━━━━━ Data block

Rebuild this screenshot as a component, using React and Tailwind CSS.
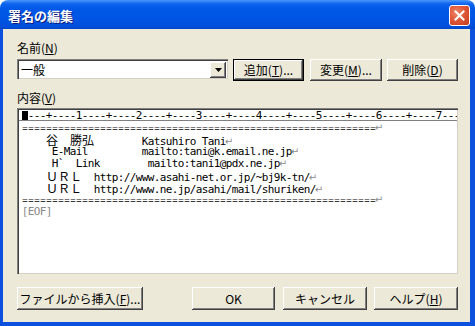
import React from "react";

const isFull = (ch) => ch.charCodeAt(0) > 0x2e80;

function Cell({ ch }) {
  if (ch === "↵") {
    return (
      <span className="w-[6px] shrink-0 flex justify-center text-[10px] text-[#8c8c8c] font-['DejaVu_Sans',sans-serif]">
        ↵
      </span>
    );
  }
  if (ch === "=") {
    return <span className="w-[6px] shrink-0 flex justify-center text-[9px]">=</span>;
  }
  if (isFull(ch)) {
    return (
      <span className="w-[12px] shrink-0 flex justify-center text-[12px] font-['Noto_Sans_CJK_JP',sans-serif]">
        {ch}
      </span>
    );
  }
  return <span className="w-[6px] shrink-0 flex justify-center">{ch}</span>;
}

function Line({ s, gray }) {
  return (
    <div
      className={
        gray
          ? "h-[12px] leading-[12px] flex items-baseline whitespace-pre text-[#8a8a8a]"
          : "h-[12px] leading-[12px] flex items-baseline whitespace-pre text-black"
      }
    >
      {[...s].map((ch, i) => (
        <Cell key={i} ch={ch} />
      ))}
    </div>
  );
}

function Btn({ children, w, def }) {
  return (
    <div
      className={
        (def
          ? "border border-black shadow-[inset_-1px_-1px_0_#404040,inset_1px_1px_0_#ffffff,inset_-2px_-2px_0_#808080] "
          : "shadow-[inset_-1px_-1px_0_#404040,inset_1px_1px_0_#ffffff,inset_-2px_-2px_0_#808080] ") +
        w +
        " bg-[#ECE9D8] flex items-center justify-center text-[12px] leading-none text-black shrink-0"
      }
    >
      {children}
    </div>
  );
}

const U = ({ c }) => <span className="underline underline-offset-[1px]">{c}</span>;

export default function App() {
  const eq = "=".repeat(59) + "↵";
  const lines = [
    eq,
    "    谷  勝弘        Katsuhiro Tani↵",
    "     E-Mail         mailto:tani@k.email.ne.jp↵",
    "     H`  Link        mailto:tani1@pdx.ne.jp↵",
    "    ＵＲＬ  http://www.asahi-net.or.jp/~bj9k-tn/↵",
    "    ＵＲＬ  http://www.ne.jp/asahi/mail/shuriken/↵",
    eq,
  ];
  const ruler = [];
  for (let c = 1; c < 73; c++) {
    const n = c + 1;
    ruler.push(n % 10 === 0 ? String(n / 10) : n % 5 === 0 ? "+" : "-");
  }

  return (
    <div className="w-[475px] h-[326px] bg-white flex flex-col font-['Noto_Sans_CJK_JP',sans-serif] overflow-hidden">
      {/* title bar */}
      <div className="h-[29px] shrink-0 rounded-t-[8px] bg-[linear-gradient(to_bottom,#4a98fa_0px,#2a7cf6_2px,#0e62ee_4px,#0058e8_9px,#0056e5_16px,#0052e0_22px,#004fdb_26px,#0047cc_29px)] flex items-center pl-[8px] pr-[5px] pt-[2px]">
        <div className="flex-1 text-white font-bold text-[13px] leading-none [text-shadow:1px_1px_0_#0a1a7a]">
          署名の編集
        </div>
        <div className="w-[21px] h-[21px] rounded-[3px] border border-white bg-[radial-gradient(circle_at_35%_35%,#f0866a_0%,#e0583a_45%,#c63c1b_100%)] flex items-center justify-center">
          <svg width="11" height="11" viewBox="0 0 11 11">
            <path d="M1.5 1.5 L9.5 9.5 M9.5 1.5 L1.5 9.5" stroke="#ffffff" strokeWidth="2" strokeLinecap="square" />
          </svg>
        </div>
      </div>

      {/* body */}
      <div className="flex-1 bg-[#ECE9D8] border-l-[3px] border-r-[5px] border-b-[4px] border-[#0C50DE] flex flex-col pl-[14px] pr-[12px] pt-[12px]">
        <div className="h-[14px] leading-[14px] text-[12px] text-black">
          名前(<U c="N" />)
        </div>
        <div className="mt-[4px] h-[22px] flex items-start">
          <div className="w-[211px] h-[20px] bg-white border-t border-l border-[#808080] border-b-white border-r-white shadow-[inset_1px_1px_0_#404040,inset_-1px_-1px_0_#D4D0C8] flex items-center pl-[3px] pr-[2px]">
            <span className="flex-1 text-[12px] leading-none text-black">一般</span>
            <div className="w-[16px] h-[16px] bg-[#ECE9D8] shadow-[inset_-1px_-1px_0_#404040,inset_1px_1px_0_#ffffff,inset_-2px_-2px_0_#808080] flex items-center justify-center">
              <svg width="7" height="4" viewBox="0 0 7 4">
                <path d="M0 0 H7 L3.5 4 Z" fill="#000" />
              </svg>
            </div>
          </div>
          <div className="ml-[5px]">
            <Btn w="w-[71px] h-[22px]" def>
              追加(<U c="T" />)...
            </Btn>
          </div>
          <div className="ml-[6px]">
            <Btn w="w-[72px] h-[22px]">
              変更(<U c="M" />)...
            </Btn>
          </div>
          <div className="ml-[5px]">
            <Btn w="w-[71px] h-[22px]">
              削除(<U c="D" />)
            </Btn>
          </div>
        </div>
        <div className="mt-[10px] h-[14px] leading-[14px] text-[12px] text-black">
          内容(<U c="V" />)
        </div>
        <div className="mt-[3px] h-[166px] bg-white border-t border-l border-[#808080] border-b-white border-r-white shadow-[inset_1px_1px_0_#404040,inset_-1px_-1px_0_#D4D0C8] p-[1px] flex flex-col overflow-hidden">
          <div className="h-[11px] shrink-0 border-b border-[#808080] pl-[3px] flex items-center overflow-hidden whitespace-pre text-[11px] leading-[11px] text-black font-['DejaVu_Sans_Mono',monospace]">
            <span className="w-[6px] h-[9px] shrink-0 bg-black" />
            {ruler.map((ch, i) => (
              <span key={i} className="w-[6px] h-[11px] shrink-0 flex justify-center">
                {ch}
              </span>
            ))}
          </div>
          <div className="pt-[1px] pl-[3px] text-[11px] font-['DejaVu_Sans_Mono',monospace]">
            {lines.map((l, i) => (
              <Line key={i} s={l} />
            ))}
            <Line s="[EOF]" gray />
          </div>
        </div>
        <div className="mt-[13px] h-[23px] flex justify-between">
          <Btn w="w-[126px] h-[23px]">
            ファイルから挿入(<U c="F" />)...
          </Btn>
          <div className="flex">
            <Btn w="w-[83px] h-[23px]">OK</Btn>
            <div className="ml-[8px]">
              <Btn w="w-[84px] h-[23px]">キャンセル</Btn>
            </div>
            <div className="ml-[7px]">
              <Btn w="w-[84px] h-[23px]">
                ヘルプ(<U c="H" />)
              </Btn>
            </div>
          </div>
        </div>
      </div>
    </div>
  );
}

━━━━━━━━━━

• [Instructions to follow]
Your task is to repeat the material above exactly, without its pictures.

• [In response]
Rebuild this screenshot as a component, using React and Tailwind CSS.
import React from "react";

const isFull = (ch) => ch.charCodeAt(0) > 0x2e80;

function Cell({ ch }) {
  if (ch === "↵") {
    return (
      <span className="w-[6px] shrink-0 flex justify-center text-[10px] text-[#8c8c8c] font-['DejaVu_Sans',sans-serif]">
        ↵
      </span>
    );
  }
  if (ch === "=") {
    return <span className="w-[6px] shrink-0 flex justify-center text-[9px]">=</span>;
  }
  if (isFull(ch)) {
    return (
      <span className="w-[12px] shrink-0 flex justify-center text-[12px] font-['Noto_Sans_CJK_JP',sans-serif]">
        {ch}
      </span>
    );
  }
  return <span className="w-[6px] shrink-0 flex justify-center">{ch}</span>;
}

function Line({ s, gray }) {
  return (
    <div
      className={
        gray
          ? "h-[12px] leading-[12px] flex items-baseline whitespace-pre text-[#8a8a8a]"
          : "h-[12px] leading-[12px] flex items-baseline whitespace-pre text-black"
      }
    >
      {[...s].map((ch, i) => (
        <Cell key={i} ch={ch} />
      ))}
    </div>
  );
}

function Btn({ children, w, def }) {
  return (
    <div
      className={
        (def
          ? "border border-black shadow-[inset_-1px_-1px_0_#404040,inset_1px_1px_0_#ffffff,inset_-2px_-2px_0_#808080] "
          : "shadow-[inset_-1px_-1px_0_#404040,inset_1px_1px_0_#ffffff,inset_-2px_-2px_0_#808080] ") +
        w +
        " bg-[#ECE9D8] flex items-center justify-center text-[12px] leading-none text-black shrink-0"
      }
    >
      {children}
    </div>
  );
}

const U = ({ c }) => <span className="underline underline-offset-[1px]">{c}</span>;

export default function App() {
  const eq = "=".repeat(59) + "↵";
  const lines = [
    eq,
    "    谷  勝弘        Katsuhiro Tani↵",
    "     E-Mail         mailto:tani@k.email.ne.jp↵",
    "     H`  Link        mailto:tani1@pdx.ne.jp↵",
    "    ＵＲＬ  http://www.asahi-net.or.jp/~bj9k-tn/↵",
    "    ＵＲＬ  http://www.ne.jp/asahi/mail/shuriken/↵",
    eq,
  ];
  const ruler = [];
  for (let c = 1; c < 73; c++) {
    const n = c + 1;
    ruler.push(n % 10 === 0 ? String(n / 10) : n % 5 === 0 ? "+" : "-");
  }

  return (
    <div className="w-[475px] h-[326px] bg-white flex flex-col font-['Noto_Sans_CJK_JP',sans-serif] overflow-hidden">
      {/* title bar */}
      <div className="h-[29px] shrink-0 rounded-t-[8px] bg-[linear-gradient(to_bottom,#4a98fa_0px,#2a7cf6_2px,#0e62ee_4px,#0058e8_9px,#0056e5_16px,#0052e0_22px,#004fdb_26px,#0047cc_29px)] flex items-center pl-[8px] pr-[5px] pt-[2px]">
        <div className="flex-1 text-white font-bold text-[13px] leading-none [text-shadow:1px_1px_0_#0a1a7a]">
          署名の編集
        </div>
        <div className="w-[21px] h-[21px] rounded-[3px] border border-white bg-[radial-gradient(circle_at_35%_35%,#f0866a_0%,#e0583a_45%,#c63c1b_100%)] flex items-center justify-center">
          <svg width="11" height="11" viewBox="0 0 11 11">
            <path d="M1.5 1.5 L9.5 9.5 M9.5 1.5 L1.5 9.5" stroke="#ffffff" strokeWidth="2" strokeLinecap="square" />
          </svg>
        </div>
      </div>

      {/* body */}
      <div className="flex-1 bg-[#ECE9D8] border-l-[3px] border-r-[5px] border-b-[4px] border-[#0C50DE] flex flex-col pl-[14px] pr-[12px] pt-[12px]">
        <div className="h-[14px] leading-[14px] text-[12px] text-black">
          名前(<U c="N" />)
        </div>
        <div className="mt-[4px] h-[22px] flex items-start">
          <div className="w-[211px] h-[20px] bg-white border-t border-l border-[#808080] border-b-white border-r-white shadow-[inset_1px_1px_0_#404040,inset_-1px_-1px_0_#D4D0C8] flex items-center pl-[3px] pr-[2px]">
            <span className="flex-1 text-[12px] leading-none text-black">一般</span>
            <div className="w-[16px] h-[16px] bg-[#ECE9D8] shadow-[inset_-1px_-1px_0_#404040,inset_1px_1px_0_#ffffff,inset_-2px_-2px_0_#808080] flex items-center justify-center">
              <svg width="7" height="4" viewBox="0 0 7 4">
                <path d="M0 0 H7 L3.5 4 Z" fill="#000" />
              </svg>
            </div>
          </div>
          <div className="ml-[5px]">
            <Btn w="w-[71px] h-[22px]" def>
              追加(<U c="T" />)...
            </Btn>
          </div>
          <div className="ml-[6px]">
            <Btn w="w-[72px] h-[22px]">
              変更(<U c="M" />)...
            </Btn>
          </div>
          <div className="ml-[5px]">
            <Btn w="w-[71px] h-[22px]">
              削除(<U c="D" />)
            </Btn>
          </div>
        </div>
        <div className="mt-[10px] h-[14px] leading-[14px] text-[12px] text-black">
          内容(<U c="V" />)
        </div>
        <div className="mt-[3px] h-[166px] bg-white border-t border-l border-[#808080] border-b-white border-r-white shadow-[inset_1px_1px_0_#404040,inset_-1px_-1px_0_#D4D0C8] p-[1px] flex flex-col overflow-hidden">
          <div className="h-[11px] shrink-0 border-b border-[#808080] pl-[3px] flex items-center overflow-hidden whitespace-pre text-[11px] leading-[11px] text-black font-['DejaVu_Sans_Mono',monospace]">
            <span className="w-[6px] h-[9px] shrink-0 bg-black" />
            {ruler.map((ch, i) => (
              <span key={i} className="w-[6px] h-[11px] shrink-0 flex justify-center">
                {ch}
              </span>
            ))}
          </div>
          <div className="pt-[1px] pl-[3px] text-[11px] font-['DejaVu_Sans_Mono',monospace]">
            {lines.map((l, i) => (
              <Line key={i} s={l} />
            ))}
            <Line s="[EOF]" gray />
          </div>
        </div>
        <div className="mt-[13px] h-[23px] flex justify-between">
          <Btn w="w-[126px] h-[23px]">
            ファイルから挿入(<U c="F" />)...
          </Btn>
          <div className="flex">
            <Btn w="w-[83px] h-[23px]">OK</Btn>
            <div className="ml-[8px]">
              <Btn w="w-[84px] h-[23px]">キャンセル</Btn>
            </div>
            <div className="ml-[7px]">
              <Btn w="w-[84px] h-[23px]">
                ヘルプ(<U c="H" />)
              </Btn>
            </div>
          </div>
        </div>
      </div>
    </div>
  );
}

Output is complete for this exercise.